By James Brooke, CEO, Amplience
The number of people visiting shops versus those purchasing online is a topic that has long occupied retail minds. In recent years we saw the decimation of the high street while we were in forced lockdown, but after the pandemic shoppers returned to physical stores in their droves, eager to soak up the unique in-store experience.
This behaviour has been eye-opening. Proving that, despite the convenience of Ecommerce, retail therapy in the form of an actual trip to the shops, still can’t be beaten for many consumers.
Who can blame them? It is typically in-store that retailers can unleash their most creative ideas for customers, delivering visual surprises and promotions that differentiate them in the market, and encourage customers to come back. This is more challenging to achieve online where the priority has been on delivering a functioning customer experience that delivers them efficiently, but without fanfare, to the checkout. It is harder to stand out, and as economic pressures build, it becomes even more important to provide customers with a memorable visit that makes them keen to come back for more.

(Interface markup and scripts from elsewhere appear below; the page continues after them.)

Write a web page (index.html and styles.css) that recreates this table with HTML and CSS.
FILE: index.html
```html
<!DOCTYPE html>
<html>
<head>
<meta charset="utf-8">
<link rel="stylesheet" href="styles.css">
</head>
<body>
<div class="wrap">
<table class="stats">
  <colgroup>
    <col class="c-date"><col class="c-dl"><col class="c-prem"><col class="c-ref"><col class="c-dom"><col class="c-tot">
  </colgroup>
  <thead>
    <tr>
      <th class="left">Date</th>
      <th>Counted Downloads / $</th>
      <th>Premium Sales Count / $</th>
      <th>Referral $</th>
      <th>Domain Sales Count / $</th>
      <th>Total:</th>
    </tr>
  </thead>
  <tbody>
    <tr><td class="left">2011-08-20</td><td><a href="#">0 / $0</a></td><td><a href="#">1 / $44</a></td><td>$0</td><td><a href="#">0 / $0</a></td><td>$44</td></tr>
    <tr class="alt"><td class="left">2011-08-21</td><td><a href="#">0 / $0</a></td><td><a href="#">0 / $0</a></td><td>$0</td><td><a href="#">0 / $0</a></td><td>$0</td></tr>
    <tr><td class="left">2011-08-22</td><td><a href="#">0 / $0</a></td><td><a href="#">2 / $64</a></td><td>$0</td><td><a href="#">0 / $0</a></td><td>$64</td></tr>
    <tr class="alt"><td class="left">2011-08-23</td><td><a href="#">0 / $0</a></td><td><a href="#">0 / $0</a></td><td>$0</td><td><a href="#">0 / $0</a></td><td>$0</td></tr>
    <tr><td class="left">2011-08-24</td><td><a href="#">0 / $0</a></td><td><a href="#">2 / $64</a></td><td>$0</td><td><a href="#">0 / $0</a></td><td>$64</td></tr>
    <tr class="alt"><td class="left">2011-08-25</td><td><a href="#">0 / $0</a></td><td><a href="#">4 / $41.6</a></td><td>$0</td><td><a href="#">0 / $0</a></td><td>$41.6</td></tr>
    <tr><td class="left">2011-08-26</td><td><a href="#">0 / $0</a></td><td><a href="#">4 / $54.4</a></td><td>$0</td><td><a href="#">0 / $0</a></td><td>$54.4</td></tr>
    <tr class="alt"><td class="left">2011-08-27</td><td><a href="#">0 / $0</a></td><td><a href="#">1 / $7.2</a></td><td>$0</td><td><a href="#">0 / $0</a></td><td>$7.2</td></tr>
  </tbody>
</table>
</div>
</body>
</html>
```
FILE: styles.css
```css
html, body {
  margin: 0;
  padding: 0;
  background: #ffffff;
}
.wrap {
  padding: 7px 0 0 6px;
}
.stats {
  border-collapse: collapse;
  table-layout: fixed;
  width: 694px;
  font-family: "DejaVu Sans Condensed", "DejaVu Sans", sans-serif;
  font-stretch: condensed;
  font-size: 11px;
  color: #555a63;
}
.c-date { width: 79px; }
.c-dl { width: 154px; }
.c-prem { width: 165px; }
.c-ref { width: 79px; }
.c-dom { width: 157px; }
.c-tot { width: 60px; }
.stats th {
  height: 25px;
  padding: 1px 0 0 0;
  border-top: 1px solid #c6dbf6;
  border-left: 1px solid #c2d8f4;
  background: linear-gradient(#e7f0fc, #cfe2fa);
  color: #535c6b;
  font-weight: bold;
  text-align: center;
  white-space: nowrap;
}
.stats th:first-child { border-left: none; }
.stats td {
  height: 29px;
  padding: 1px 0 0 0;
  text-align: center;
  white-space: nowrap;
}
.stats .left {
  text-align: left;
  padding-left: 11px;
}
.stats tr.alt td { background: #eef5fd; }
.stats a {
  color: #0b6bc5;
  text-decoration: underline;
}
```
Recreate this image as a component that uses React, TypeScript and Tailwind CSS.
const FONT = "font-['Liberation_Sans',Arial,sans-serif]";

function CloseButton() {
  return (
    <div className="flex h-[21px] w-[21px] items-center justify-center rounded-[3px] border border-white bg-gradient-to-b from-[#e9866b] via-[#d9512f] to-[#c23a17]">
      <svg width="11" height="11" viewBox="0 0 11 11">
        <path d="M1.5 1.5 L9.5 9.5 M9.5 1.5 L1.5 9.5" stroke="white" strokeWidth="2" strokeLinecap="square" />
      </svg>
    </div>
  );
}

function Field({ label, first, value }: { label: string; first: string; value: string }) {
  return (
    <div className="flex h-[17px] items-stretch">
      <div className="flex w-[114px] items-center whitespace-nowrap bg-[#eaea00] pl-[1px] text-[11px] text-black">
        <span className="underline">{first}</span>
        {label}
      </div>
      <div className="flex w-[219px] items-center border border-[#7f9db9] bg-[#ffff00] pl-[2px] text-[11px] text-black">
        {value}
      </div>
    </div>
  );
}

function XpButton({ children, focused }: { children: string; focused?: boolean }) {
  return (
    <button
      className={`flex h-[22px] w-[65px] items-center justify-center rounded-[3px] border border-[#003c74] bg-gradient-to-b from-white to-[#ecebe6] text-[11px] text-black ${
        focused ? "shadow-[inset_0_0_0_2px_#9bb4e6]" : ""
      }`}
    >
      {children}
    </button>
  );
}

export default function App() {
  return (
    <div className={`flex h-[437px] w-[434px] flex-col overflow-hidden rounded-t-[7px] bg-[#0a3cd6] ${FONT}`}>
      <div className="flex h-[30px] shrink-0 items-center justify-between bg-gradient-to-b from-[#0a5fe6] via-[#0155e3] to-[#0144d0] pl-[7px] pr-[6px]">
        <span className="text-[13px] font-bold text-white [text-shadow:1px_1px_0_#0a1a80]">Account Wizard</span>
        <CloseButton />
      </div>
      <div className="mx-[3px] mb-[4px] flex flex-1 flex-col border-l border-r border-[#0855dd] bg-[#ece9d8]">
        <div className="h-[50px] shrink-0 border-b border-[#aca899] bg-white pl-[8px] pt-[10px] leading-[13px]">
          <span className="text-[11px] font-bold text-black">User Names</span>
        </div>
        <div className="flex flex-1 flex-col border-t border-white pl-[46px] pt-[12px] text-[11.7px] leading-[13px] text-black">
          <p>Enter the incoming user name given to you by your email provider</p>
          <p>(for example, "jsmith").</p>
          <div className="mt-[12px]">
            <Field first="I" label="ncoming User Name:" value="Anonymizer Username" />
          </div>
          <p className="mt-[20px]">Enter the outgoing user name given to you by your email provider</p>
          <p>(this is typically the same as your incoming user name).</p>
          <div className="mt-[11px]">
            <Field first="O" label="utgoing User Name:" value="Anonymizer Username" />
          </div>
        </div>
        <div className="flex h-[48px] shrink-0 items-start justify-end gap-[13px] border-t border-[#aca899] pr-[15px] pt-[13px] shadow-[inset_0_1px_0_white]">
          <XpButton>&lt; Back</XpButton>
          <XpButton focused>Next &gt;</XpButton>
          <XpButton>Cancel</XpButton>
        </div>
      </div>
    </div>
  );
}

Other factors are also playing a part in how customers interact online. Social media has shifted shoppers away from the homepage, instead landing them directly onto product pages where they often miss out on the important brand experience. And the sheer number of IoT devices that are being used to connect and buy from retailers means that they must be in control of the experience they deliver across multiple different channels. This tsunami of choice means that retailers are scrabbling to draw attention to themselves however they can, and winning loyalty is the holy grail.
Creating a retail heaven
A high street shop may have physical boundaries, but physical retailers turn these to their advantage by pouring their creative resources into making that space a retail heaven, where the customer experience is outstanding. This is not so easy to achieve for online retailers who are spread more thinly, and simply dipping their toes into the digital waters is no longer enough.
It is only by using modern technologies and digital platforms that enable experiences to hinge entirely on customers, that Ecommerce retailers will thrive. It is that dedication of purpose that will keep customers loyal and not constantly distracted by the competition.

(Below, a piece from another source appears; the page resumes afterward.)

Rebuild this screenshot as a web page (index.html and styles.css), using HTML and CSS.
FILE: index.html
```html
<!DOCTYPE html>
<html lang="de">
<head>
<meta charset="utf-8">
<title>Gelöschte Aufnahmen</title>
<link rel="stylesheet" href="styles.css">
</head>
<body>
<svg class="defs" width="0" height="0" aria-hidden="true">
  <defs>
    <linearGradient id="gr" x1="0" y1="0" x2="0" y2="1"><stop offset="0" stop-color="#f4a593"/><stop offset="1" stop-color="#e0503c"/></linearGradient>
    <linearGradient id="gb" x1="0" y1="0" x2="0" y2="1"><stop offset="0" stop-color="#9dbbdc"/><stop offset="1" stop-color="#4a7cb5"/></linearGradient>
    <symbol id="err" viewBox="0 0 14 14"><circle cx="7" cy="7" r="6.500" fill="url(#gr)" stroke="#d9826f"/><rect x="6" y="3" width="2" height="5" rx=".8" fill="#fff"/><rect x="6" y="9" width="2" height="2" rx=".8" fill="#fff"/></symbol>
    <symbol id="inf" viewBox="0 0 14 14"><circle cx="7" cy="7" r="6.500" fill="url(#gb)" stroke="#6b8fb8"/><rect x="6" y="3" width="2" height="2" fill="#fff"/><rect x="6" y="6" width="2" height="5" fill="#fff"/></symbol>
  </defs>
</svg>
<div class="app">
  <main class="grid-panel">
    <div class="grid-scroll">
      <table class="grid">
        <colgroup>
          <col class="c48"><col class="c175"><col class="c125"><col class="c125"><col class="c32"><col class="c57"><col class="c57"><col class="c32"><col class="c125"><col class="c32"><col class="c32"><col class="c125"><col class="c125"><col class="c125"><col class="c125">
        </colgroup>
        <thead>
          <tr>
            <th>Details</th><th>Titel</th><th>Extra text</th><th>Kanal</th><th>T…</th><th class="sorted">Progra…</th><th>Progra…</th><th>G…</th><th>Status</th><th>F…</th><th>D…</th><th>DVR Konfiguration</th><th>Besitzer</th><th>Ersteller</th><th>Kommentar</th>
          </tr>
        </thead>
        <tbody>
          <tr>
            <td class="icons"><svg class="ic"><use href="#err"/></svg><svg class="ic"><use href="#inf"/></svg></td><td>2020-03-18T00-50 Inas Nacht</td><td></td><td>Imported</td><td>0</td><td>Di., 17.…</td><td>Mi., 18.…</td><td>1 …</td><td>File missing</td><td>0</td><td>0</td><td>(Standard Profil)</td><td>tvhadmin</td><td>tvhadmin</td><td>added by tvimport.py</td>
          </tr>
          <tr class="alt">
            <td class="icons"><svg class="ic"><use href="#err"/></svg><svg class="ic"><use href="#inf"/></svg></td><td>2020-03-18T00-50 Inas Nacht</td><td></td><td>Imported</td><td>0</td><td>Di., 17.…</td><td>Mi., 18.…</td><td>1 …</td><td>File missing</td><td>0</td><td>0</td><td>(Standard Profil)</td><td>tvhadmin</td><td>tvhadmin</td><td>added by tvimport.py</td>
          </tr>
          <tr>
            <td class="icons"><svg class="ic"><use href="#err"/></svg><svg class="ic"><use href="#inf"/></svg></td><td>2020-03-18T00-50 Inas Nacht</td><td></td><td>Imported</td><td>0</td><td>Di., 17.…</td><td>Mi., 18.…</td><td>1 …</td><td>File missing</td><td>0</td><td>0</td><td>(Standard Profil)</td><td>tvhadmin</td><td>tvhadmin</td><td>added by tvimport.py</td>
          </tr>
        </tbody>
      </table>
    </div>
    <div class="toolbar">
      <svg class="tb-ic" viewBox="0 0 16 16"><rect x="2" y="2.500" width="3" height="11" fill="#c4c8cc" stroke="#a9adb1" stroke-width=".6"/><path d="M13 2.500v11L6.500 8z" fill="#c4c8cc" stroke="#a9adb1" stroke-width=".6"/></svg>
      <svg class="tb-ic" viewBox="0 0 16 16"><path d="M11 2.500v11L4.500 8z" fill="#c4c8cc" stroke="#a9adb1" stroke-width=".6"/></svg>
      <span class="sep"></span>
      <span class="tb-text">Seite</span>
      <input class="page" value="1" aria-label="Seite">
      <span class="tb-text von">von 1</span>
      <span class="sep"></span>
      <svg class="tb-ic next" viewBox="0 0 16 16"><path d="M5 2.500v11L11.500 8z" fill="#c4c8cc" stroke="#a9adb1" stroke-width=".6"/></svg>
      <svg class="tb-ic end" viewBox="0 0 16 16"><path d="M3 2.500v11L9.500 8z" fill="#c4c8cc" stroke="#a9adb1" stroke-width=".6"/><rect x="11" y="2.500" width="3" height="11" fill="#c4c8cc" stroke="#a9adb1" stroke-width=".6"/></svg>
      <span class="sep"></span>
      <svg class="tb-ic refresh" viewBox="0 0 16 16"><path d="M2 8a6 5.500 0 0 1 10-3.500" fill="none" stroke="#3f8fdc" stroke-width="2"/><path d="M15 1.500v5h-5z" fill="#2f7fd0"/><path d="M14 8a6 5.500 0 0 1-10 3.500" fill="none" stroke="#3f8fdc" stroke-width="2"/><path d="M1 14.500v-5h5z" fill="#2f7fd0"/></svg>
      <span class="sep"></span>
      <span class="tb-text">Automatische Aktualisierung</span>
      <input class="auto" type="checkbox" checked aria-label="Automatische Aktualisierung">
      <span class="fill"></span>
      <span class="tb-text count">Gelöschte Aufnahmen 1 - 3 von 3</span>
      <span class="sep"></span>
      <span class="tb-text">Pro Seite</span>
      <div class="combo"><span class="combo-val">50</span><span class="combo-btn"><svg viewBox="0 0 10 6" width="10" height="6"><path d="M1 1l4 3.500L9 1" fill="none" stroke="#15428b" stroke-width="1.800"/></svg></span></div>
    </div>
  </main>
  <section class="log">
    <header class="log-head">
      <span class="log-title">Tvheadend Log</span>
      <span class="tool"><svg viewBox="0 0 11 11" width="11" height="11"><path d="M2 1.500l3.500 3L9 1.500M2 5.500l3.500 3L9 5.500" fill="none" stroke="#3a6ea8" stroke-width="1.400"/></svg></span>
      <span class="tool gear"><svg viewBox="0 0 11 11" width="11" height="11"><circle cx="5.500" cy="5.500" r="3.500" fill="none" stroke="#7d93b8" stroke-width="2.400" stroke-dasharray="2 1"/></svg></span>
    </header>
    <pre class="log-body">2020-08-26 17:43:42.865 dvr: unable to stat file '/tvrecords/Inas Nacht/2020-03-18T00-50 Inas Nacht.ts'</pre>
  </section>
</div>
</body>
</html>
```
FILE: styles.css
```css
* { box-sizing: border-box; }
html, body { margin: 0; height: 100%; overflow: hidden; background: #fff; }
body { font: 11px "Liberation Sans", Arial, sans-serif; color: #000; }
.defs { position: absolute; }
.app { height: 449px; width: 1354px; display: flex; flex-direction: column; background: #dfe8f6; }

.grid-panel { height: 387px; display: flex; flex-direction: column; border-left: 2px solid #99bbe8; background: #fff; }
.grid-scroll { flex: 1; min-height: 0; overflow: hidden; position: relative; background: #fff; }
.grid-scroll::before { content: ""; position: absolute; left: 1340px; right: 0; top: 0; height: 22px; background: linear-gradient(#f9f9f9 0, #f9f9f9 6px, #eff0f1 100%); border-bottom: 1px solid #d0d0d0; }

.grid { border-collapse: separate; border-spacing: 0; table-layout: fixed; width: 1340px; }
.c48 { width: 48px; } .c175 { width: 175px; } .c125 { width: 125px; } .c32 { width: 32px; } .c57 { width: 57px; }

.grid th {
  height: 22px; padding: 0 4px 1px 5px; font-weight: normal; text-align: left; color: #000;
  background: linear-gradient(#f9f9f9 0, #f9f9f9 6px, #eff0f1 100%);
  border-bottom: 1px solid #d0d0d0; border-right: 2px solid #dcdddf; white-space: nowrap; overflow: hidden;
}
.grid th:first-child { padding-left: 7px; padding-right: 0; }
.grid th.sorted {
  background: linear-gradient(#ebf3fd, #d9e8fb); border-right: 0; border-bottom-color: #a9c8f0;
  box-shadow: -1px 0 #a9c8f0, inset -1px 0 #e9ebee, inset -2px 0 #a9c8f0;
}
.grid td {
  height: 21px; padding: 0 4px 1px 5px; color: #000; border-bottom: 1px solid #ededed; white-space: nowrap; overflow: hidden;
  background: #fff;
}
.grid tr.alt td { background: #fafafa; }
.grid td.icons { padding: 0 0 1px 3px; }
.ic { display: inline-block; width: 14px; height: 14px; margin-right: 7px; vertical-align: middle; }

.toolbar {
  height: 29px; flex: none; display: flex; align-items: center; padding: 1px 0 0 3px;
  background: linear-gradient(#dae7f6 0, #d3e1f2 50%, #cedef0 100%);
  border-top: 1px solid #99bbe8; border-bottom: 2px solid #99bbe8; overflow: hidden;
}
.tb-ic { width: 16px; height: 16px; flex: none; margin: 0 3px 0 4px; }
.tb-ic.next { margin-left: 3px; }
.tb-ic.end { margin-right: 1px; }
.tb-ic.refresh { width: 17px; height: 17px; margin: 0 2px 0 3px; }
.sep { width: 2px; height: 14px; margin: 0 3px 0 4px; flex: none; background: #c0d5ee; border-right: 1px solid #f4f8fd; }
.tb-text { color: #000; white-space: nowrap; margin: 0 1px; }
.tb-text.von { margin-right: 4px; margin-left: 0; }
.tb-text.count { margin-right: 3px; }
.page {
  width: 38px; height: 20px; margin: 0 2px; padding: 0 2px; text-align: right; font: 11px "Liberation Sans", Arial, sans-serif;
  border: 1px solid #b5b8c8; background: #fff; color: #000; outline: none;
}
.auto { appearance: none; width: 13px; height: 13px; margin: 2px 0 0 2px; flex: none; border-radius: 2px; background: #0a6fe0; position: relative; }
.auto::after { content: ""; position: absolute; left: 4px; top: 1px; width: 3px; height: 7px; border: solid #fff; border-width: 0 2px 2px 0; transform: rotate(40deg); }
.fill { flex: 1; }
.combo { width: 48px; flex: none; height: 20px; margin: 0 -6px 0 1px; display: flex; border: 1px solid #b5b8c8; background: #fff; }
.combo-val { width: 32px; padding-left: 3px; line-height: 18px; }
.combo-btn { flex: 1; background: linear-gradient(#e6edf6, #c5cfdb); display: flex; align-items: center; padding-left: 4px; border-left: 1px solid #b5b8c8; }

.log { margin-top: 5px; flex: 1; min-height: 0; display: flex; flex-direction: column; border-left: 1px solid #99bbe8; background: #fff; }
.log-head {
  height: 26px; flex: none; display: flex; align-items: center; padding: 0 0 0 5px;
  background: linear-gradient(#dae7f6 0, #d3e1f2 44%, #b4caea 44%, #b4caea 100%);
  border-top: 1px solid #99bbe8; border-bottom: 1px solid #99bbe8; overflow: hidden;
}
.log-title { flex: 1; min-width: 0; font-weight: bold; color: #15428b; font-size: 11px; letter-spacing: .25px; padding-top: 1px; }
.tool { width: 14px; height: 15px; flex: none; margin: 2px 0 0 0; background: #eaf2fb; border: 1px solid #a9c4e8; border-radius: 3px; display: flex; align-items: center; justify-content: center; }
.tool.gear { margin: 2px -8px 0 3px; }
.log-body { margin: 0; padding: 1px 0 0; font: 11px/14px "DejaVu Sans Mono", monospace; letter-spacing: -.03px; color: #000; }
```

Speed and variety are the keys. As customer preferences alter, online retailers are under pressure to constantly update the journey they are delivering to their customers which means designing and delivering multiple versions of the brand experience and iterating content multiple times, not just monthly, but weekly, or even daily. Automation certainly helps.
If Ecommerce retailers are being hampered by backlogs in their processes and workflows, it may be because they are working with monolithic platforms. These older solutions are unable to support little more than monthly content changes, and are often dependent on the involvement of developers, rather than being intuitive enough for marketing or commerce departments to use.
Solving this problem means moving away from rigid technology and systems that fail to support content management. Instead, what retailers need today are platforms that allow them to control the customer experience in content. This means getting rid of complicated templates that require a developer’s skills, so that updating content is fast, and supports the flow of creativity.
MACH to better serve multiple channels
A modern CMS will incorporate MACH principles (Micro-services, API-first, Cloud native, Headless) and this combination is designed specifically to natively support the full range of channels that online retailers today must serve. Teams across the business, and not just in development, can work together to amplify content in a more agile way that does not sacrifice quality.
By being proactive about the content that is being served up to customers, Ecommerce retailers will more closely capture the creativity that their counterparts in physical retail are achieving. This, in turn, will not just customers’ ever-evolving expectations but exceed them, and better align their offline and online experiences moving forward.